The Section 377 of Indian Penal Code has been in existence for more than one and a half centuries now. In simple words, Section 377 is a law that calls gay sex unnatural and a crime for which the punishment can be a life term.

“Whoever voluntarily has carnal intercourse against the order of nature with any man, woman or animal shall be punished with imprisonment for life, or with imprisonment of either description for a term which may extend to ten years, and shall also be liable to fine,” says the IPC section.

Promulgated in the 1860s, during the British era, the section continues to criminalise homosexuality even if it’s between two consenting adult males or females.

Consensual sexual acts — oral and anal sex in private — by heterosexual adults are also currently treated as unnatural and punishable under Section 377.

In July 2009, the Delhi High Court had described Section 377 a violation of the fundamental rights granted by the Constitution and decriminalised it.

The judgment was however overturned by the Supreme Court on 11 December 2013, which restored the criminality of a sexual relationship between persons of the same sex.

After several curative petitions were filed by the affected parties seeking a re-examination of the verdict, the top court took up the matter again for hearing earlier this year.

On January 8, 2018, hearing a petition filed by Sangeet Natak Akademi awardee Bharatnatyam dancer Navtej Singh Johar, celebrity chef Ritu Dalmia and others who said they were living in fear of being prosecuted, the top court said the 2013 decision required to be reconsidered. “The section of people who exercise their choice should never remain in a state of fear,” the court said, sending the matter to a larger bench.

This five-judge bench started hearing on the matter on 10 July.

The lesbian, gay, bisexual and transgender (LGBT) community has long been demanding that Section 377 be scrapped or amended, seeking to decriminalise homosexuality.

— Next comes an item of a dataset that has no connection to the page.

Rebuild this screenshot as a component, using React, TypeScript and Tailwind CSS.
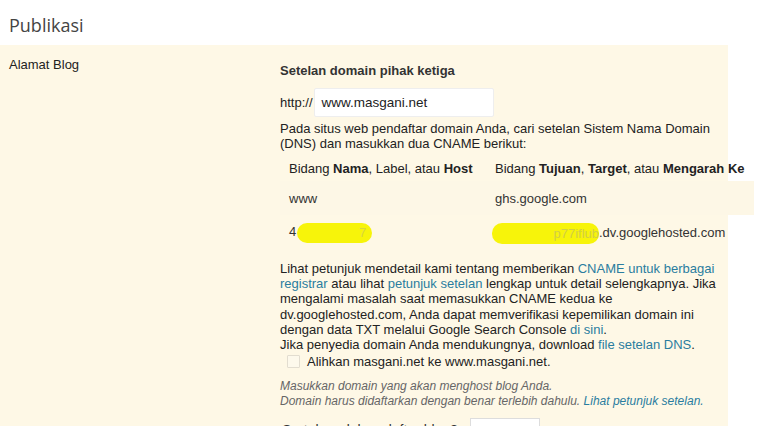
import React from "react";

const link = "text-[#2a7d9f]";

export default function App() {
  return (
    <div className="w-[779px] h-[426px] overflow-hidden bg-white font-['Liberation_Sans',Arial,sans-serif] text-[13px] leading-[15px] text-[#222]">
      <div className="h-[45px] pl-[9px] pt-[12px] font-['Open_Sans',sans-serif] text-[18px] leading-[26px] text-[#444]">
        Publikasi
      </div>
      <div className="w-[728px] bg-[#fef8e6] flex min-h-[400px]">
        <div className="w-[280px] shrink-0 pl-[9px] pt-[12px]">Alamat Blog</div>
        <div className="w-[448px] shrink-0 pt-[18px]">
          <div className="font-bold text-[#333]">Setelan domain pihak ketiga</div>
          <div className="flex items-center mt-[10px]">
            <span className="mr-[1px]">http://</span>
            <div className="w-[180px] h-[29px] bg-white border border-[#eee] rounded-[2px] pl-[7px] flex items-center text-[13.5px]">
              www.masgani.net
            </div>
          </div>
          <p className="mt-[4px] leading-[15px]">
            Pada situs web pendaftar domain Anda, cari setelan Sistem Nama Domain (DNS) dan masukkan dua CNAME berikut:
          </p>
          <table className="w-[474px] mt-[7px] border-collapse whitespace-nowrap">
            <tbody>
              <tr className="h-[23px]">
                <td className="w-[206px] pl-[9px] align-top pt-[3px]">
                  Bidang <b>Nama</b>, Label, atau <b>Host</b>
                </td>
                <td className="pl-[9px] align-top pt-[3px]">
                  Bidang <b>Tujuan</b>, <b>Target</b>, atau <b>Mengarah Ke</b>
                </td>
              </tr>
              <tr className="h-[34px] bg-[#fdf7e6]">
                <td className="pl-[9px] text-[#333]">www</td>
                <td className="pl-[9px] text-[#333]">ghs.google.com</td>
              </tr>
              <tr className="h-[36px]">
                <td className="pl-[9px] text-[#333]">
                  4
                  <span className="inline-block align-middle ml-[1px] w-[75px] h-[20px] rounded-[10px] bg-[#f7f40a] text-right pr-[6px] text-[#d9d63e] leading-[20px]">
                    7
                  </span>
                </td>
                <td className="pl-[6px] text-[#333]">
                  <span className="inline-block align-middle w-[107px] h-[21px] rounded-[10px] bg-[#f7f40a] text-right text-[#d2cf44] leading-[21px]">
                    p77iflub
                  </span>
                  .dv.googlehosted.com
                </td>
              </tr>
            </tbody>
          </table>
          <p className="mt-[10px] leading-[15.2px]">
            Lihat petunjuk mendetail kami tentang memberikan <span className={link}>CNAME untuk berbagai registrar</span> atau lihat{" "}
            <span className={link}>petunjuk setelan</span> lengkap untuk detail selengkapnya. Jika mengalami masalah saat memasukkan CNAME kedua ke dv.googlehosted.com, Anda dapat memverifikasi kepemilikan domain ini dengan data TXT melalui Google Search Console <span className={link}>di sini</span>.
          </p>
          <p className="leading-[15.2px]">
            Jika penyedia domain Anda mendukungnya, download <span className={link}>file setelan DNS</span>.
          </p>
          <div className="flex items-center mt-[2px] pl-[7px]">
            <span className="w-[13px] h-[13px] border border-[#e2ddd0] bg-[#fdf9ec] rounded-[1px]"></span>
            <span className="ml-[7px]">Alihkan masgani.net ke www.masgani.net.</span>
          </div>
          <div className="mt-[10px] italic text-[12px] leading-[15px] text-[#666]">
            <div>Masukkan domain yang akan menghost blog Anda.</div>
            <div>
              Domain harus didaftarkan dengan benar terlebih dahulu. <span className={link}>Lihat petunjuk setelan.</span>
            </div>
          </div>
          <div className="flex items-start mt-[9px] pl-[2px]">
            <span className="text-[14px] leading-[16px] text-[#333] pt-[4px]">Sertakan dalam daftar blog?</span>
            <span className="ml-[12px] w-[70px] h-[22px] bg-white border border-[#ddd]"></span>
          </div>
        </div>
      </div>
    </div>
  );
}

Eminent personalities and political leaders have come out in support of the LGBT community. Among the politicians who have supported decriminalising gay sex between consenting partners are Congress leaders Rahul Gandhi and P Chidambaram, Trinamool MP Derek O Brian, CPM leader Brinda Karat. The Aam Aadmi Party has also spoken in favour of the community.

Leaders of the ruling BJP, however, seem divided on the issue. In 2013, after the SC decision, senior leader Rajnath Singh had said: “We support Section 377 because we believe that homosexuality is an unnatural act and cannot be supported.” Finance Minister Arun Jaitley was, however, of the view: “When millions of people the world over are having alternative sexual preferences, it is too late in the day to propound the view that they should be jailed.”

A growing number of governments around the world are considering making homosexuality legal. Australia and Germany are the latest countries to legalize same-sex marriages.